Ini seperti yang terjadi baru-baru ini, kamu juga perlu mengkritisi apakah rilisnya dispatch merupakan sebuah laporan resmi yang kuat pembuktiannya seperti standar di atas? Jika belum, maka kasusnya belum benar-benar selesai. Perlu terus dikawal.
5. Hindari Label Negatif
Tidak patut juga langsung menyebut korban sebagai “pembohong”, “matre”, “halu”, atau kata-kata seksisme lain secara serta merta. Melabeli negatif korban yang kasusnya belum bisa dibuktikan sebaliknya, bisa menimbulkan bahaya lebih besar yaitu misoginisme sampai memundurkan keberanian bersuara dan perlindungan bagi korban kekerasan seksual.
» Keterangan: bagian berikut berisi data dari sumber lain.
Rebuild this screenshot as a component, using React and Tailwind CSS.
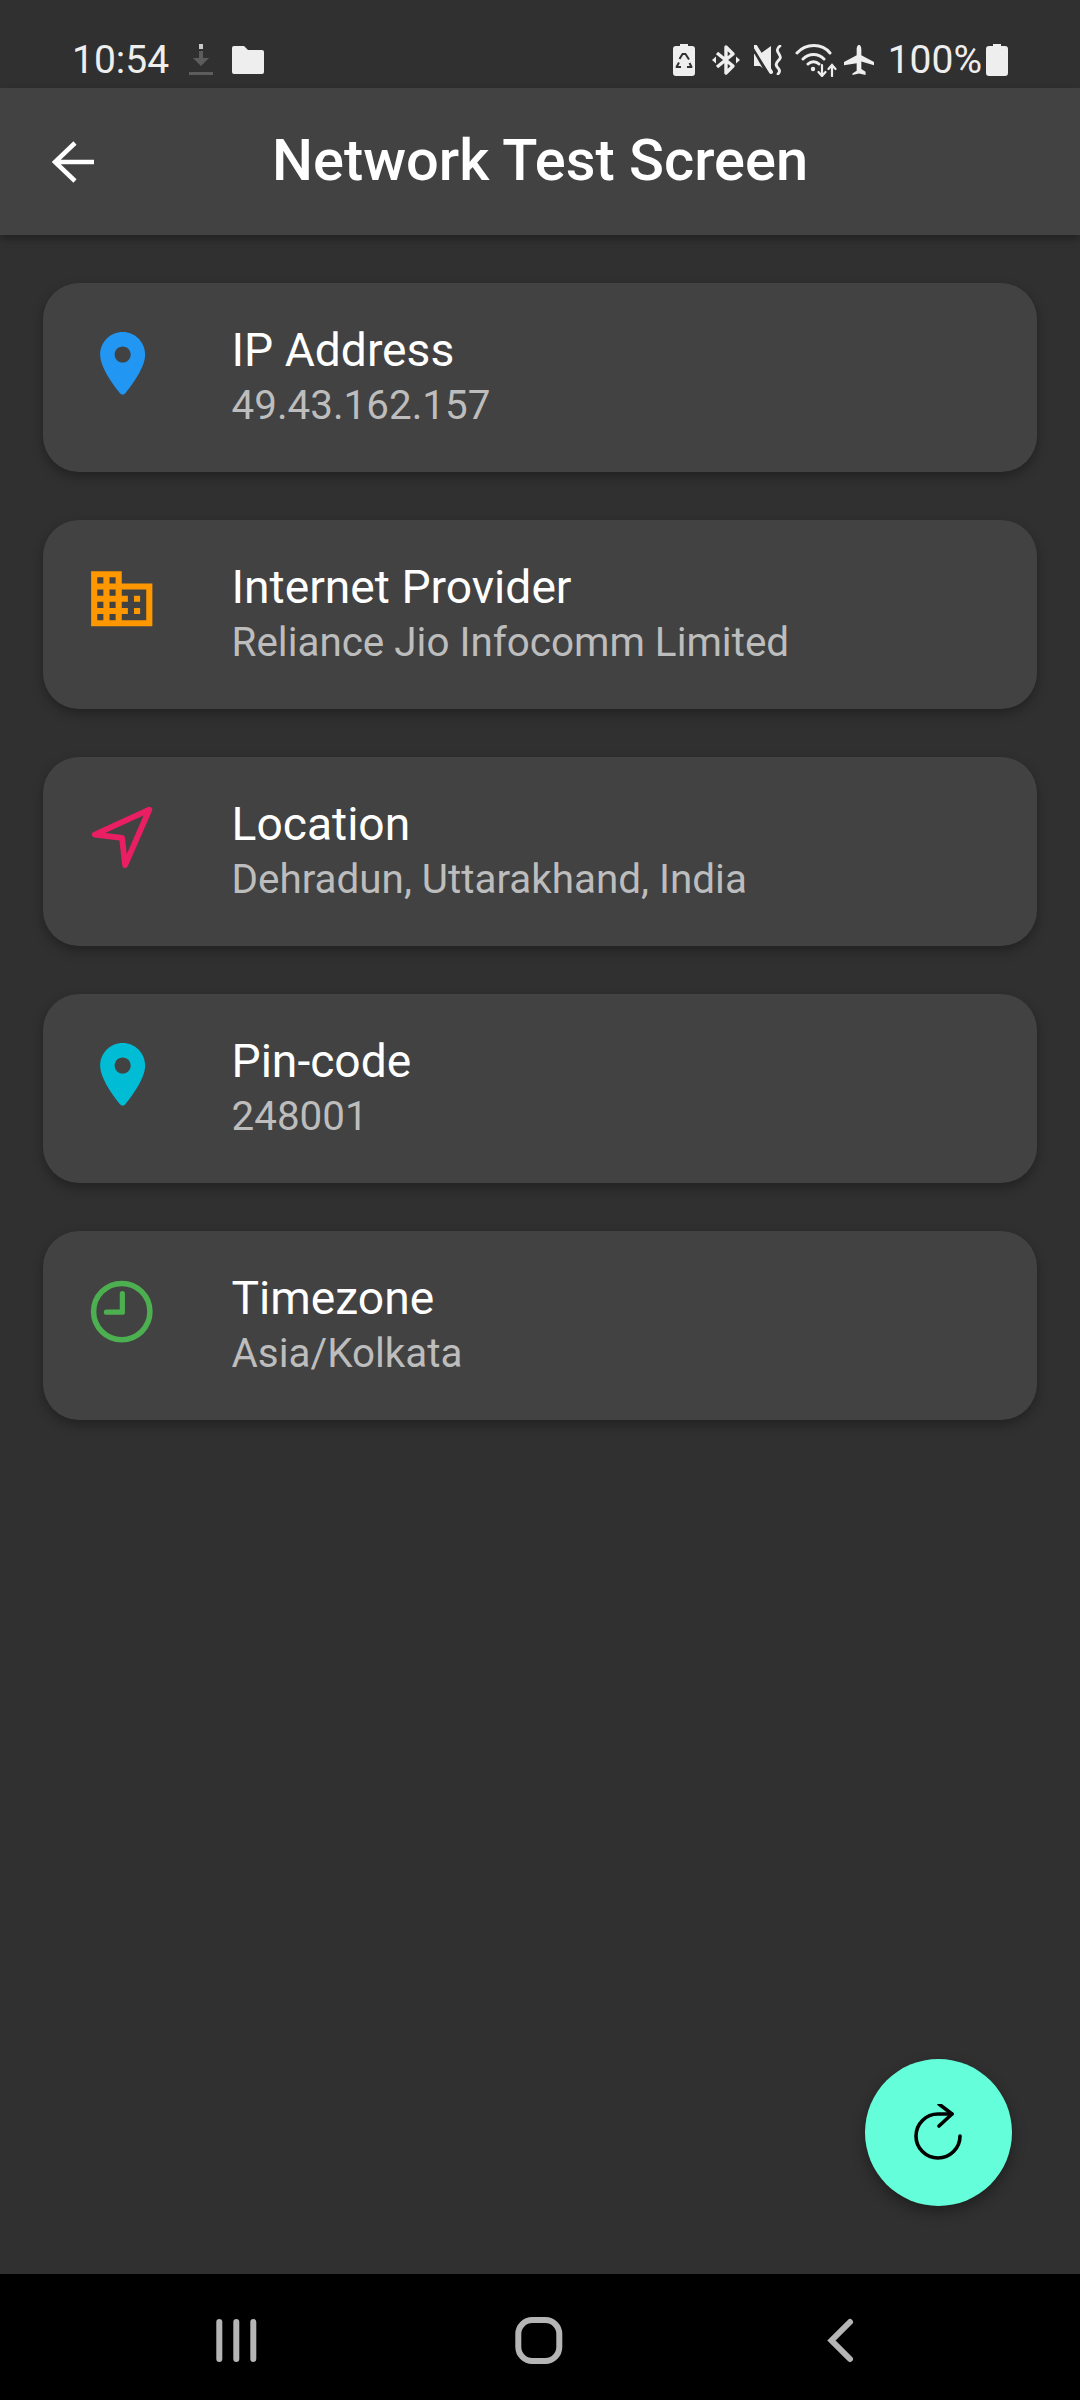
const roboto = { fontFamily: "Roboto, sans-serif" };

function Place({ color }) {
  return (
    <svg viewBox="0 0 24 24" className="w-[73.5px] h-[73.5px] shrink-0" fill={color}>
      <path
        transform="translate(12.3 2.3) scale(1.05) translate(-12 -2)"
        fillRule="evenodd"
        d="M12 2c-3.87 0-7 3.13-7 7 0 4.17 4.42 9.92 6.24 12.11.4.48 1.13.48 1.53 0C14.58 18.92 19 13.17 19 9c0-3.87-3.13-7-7-7zm0 9.5c-1.38 0-2.5-1.12-2.5-2.5s1.12-2.5 2.5-2.5 2.5 1.12 2.5 2.5-1.12 2.5-2.5 2.5z"
      />
    </svg>
  );
}
function Business() {
  return (
    <svg viewBox="0 0 24 24" className="w-[73.5px] h-[73.5px] shrink-0" fill="#FF9800">
      <path d="M12 7V3H2v18h20V7H12zM6 19H4v-2h2v2zm0-4H4v-2h2v2zm0-4H4V9h2v2zm0-4H4V5h2v2zm4 12H8v-2h2v2zm0-4H8v-2h2v2zm0-4H8V9h2v2zm0-4H8V5h2v2zm10 12h-8v-2h2v-2h-2v-2h2v-2h-2V9h8v10zm-2-8h-2v2h2v-2zm0 4h-2v2h2v-2z" />
    </svg>
  );
}
function NearMe() {
  return (
    <svg viewBox="0 0 24 24" className="w-[73.5px] h-[73.5px] shrink-0" fill="none" stroke="#E91E63" strokeWidth="1.9" strokeLinejoin="round">
      <path d="M21 3.500 3.200 11.600l8.900 1.100 1 8.900z" />
    </svg>
  );
}
function Clock() {
  return (
    <svg viewBox="0 0 24 24" className="w-[73.5px] h-[73.5px] shrink-0" fill="none" stroke="#4CAF50" strokeWidth="1.8" strokeLinecap="round" strokeLinejoin="round">
      <circle cx="12" cy="12.600" r="9.200" />
      <path d="M12.200 6.700v6.100H7" strokeWidth="1.700" />
    </svg>
  );
}

function Card({ icon, title, sub }) {
  return (
    <div className="flex h-[189px] items-start rounded-[36px] bg-[#424242] p-[42px] shadow-[0_5px_12px_rgba(0,0,0,0.3)]">
      {icon}
      <div className="ml-[73px] -mt-[2px]">
        <div className="text-[46.2px] leading-[55px] text-white">{title}</div>
        <div className="mt-[3px] text-[40.4px] leading-[50px] text-[#bdbdbd]">{sub}</div>
      </div>
    </div>
  );
}

function Battery({ children }) {
  return (
    <svg viewBox="0 0 22 32" className="w-[22px] h-[32px]" fill="#eeeeee">
      <path d="M7 0h8v2h4a3 3 0 0 1 3 3v24a3 3 0 0 1-3 3H3a3 3 0 0 1-3-3V5a3 3 0 0 1 3-3h4z" />
      {children}
    </svg>
  );
}

function StatusBar() {
  return (
    <div className="flex h-[88px] items-center justify-between bg-[#303030] pl-[72px] pr-[72px] pt-[32px] text-[#eeeeee]">
      <div className="flex items-center">
        <span className="text-[39px] leading-[44px]">10:54</span>
        <svg viewBox="0 0 28 36" className="ml-[18px] w-[28px] h-[36px]" fill="#5c5c5c">
          <path d="M12 2h4v5h-4z" fill="#c8c8c8" />
          <path d="M12 9h4v7h6l-8 8-8-8h6zM2 30h24v3H2z" />
        </svg>
        <svg viewBox="0 0 32 28" className="ml-[17px] w-[32px] h-[28px]" fill="#eeeeee">
          <path d="M2 0h10l4 4h14a2 2 0 0 1 2 2v20a2 2 0 0 1-2 2H2a2 2 0 0 1-2-2V2a2 2 0 0 1 2-2z" />
        </svg>
      </div>
      <div className="flex items-center">
        <Battery>
          <path d="M9.500 10 6.500 15M12.500 10l3.500 5.500M8 23H3.500l2.500-4.500M14 23h4.500l-2-4" fill="none" stroke="#303030" strokeWidth="2" strokeLinejoin="round" />
          <path d="M9 10h4" fill="none" stroke="#303030" strokeWidth="2" />
        </Battery>
        <svg viewBox="0 0 28 32" className="ml-[17px] w-[28px] h-[32px]" fill="none" stroke="#eeeeee" strokeWidth="3.400" strokeLinejoin="round">
          <path d="M5 9l16 13-7 7V3l7 7L5 23" />
          <path d="M0 16l4-3.500v7zM28 16l-4-3.500v7z" fill="#eeeeee" stroke="none" />
        </svg>
        <svg viewBox="0 0 30 30" className="ml-[14px] w-[30px] h-[30px]">
          <path d="M0 9h6l11-8v28L6 21H0z" fill="#eeeeee" />
          <path d="M0 2l16 28" stroke="#303030" strokeWidth="6" />
          <path d="M1 1l16 26" stroke="#eeeeee" strokeWidth="4" strokeLinecap="round" />
          <path d="M26 1c-4 3-3 5-1 8s2 4-1 7-2 5 0 7 2 4 0 6" fill="none" stroke="#eeeeee" strokeWidth="2.800" strokeLinecap="round" />
        </svg>
        <svg viewBox="0 0 42 34" className="ml-[11px] w-[42px] h-[34px]" fill="none" stroke="#eeeeee" strokeWidth="3" strokeLinecap="round">
          <path d="M2 10c9-10 25-10 33 0M8 16c6-6 15-6 21 0M13 21c3-3 8-3 11 0" />
          <circle cx="18" cy="26" r="2.200" fill="#eeeeee" stroke="none" />
          <path d="M27 22v11M23.500 29l3.500 4 3.500-4M37 33V22M33.500 26l3.500-4 3.500 4" strokeWidth="2.200" />
        </svg>
        <svg viewBox="0 0 32 32" className="ml-[7px] w-[30px] h-[30px]" fill="#eeeeee">
          <path d="M16 0c2 0 2.500 3 2.500 5v6L32 18v3.500l-13.500-4v8l4.500 3V32l-7-1.500L9 32v-1.500l4.500-3v-8L0 21.500V18l13.500-7V5c0-2 .5-5 2.500-5z" />
        </svg>
        <span className="ml-[14px] text-[39px] leading-[44px]">100%</span>
        <div className="ml-[4px]">
          <Battery />
        </div>
      </div>
    </div>
  );
}

export default function App() {
  return (
    <div className="relative flex h-[2400px] w-[1080px] flex-col overflow-hidden bg-[#303030]" style={roboto}>
      <StatusBar />
      <header className="flex h-[147px] items-center bg-[#424242] shadow-[0_4px_8px_rgba(0,0,0,0.3)]">
        <svg viewBox="0 0 42 42" className="ml-[52px] w-[42px] h-[42px]" fill="none" stroke="#ffffff" strokeWidth="4.500">
          <path d="M44 21H2M23 2 3 21l20 19" />
        </svg>
        <h1 className="ml-[178px] -mt-[2px] text-[57.75px] font-medium leading-none text-white">Network Test Screen</h1>
      </header>
      <main className="flex flex-1 flex-col gap-[48px] px-[43px] pt-[48px]">
        <Card icon={<Place color="#2196F3" />} title="IP Address" sub="49.43.162.157" />
        <Card icon={<Business />} title="Internet Provider" sub="Reliance Jio Infocomm Limited" />
        <Card icon={<NearMe />} title="Location" sub="Dehradun, Uttarakhand, India" />
        <Card icon={<Place color="#00BCD4" />} title="Pin-code" sub="248001" />
        <Card icon={<Clock />} title="Timezone" sub="Asia/Kolkata" />
      </main>
      <button className="absolute left-[865px] top-[2059px] flex h-[147px] w-[147px] items-center justify-center rounded-full bg-[#64FFDA] shadow-[0_6px_14px_rgba(0,0,0,0.35)]">
        <svg viewBox="0 0 60 60" className="ml-[2px] mt-[3px] w-[60px] h-[60px]" fill="none" stroke="#000000" strokeWidth="3.600" strokeLinecap="round" strokeLinejoin="round">
          <path d="M50 32a22 22 0 1 1-22-22h14" />
          <path d="M29 0l13 10-13 12" />
        </svg>
      </button>
      <nav className="flex h-[126px] items-center bg-black">
        <svg viewBox="0 0 52 60" className="ml-[210px] w-[52px] h-[60px]" fill="none" stroke="#b5b5b5" strokeWidth="6" strokeLinecap="round">
          <path d="M9.300 15v37M26.300 15v37M43.300 15v37" />
        </svg>
        <svg viewBox="0 0 54 60" className="ml-[250px] w-[54px] h-[60px]" fill="none" stroke="#b5b5b5" strokeWidth="6">
          <rect x="6.300" y="13" width="41" height="41" rx="14" />
        </svg>
        <svg viewBox="0 0 32 60" className="ml-[258px] w-[32px] h-[60px]" fill="none" stroke="#b5b5b5" strokeWidth="6" strokeLinecap="round" strokeLinejoin="miter">
          <path d="M26 15 7.500 33.500 26 52" />
        </svg>
      </nav>
    </div>
  );
}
6. Kalau Ternyata Tuduhan Korban Salah? Dan Ternyata Dia Berbohong atau Membuat Kesaksian Palsu?
Jika di kemudian hari sejalan dengan proses hukum korban dinyatakan berbohong, ini tentu saja tidak dibenarkan. Pihak yang mengaku korban itu harus bertanggung jawab dan menjalankan konsekuensi atas apa yang dia lakukan.
Dia bukan saja mesti meminta maaf kepada terduga pelaku dan memulihkan nama baiknya. Namun, juga harus meminta maaf kepada para korban kekerasan seksual di seluruh dunia. Dikarenakan, apa yang dia lakukan ini berisiko membahayakan kepercayaan terhadap korban-korban kekerasan seksual lainnya saat bersuara.
7. Gak Perlu Menyesal Percaya Korban
Bagaimana pun nanti proses penanganan kekerasan seksual itu berproses, kita gak perlu menyesal atau malu telah mendengar dan percaya dahulu pada korban. Dalam penanganan isu kekerasan seksual, prinsip utama kita adalah tetap pada percaya dulu pada korban sampai terbukti sebaliknya. Tugas kita adalah mendengarkan korban dan mendukung agar kasus itu diselidiki melalui mekanisme pendampingan yang adil dan berperspektif korban.
Tentu kita akan lebih menyesal jika gagal memberi ruang aman bagi korban untuk bisa bersuara dan mencari bantuan. Selain itu, juga mewaspadai kita malah turut melanggengkan sistem menyalahkan korban (victim blaming). Sehingga, korban kekerasan seksual akan semakin sulit mencari keadilan.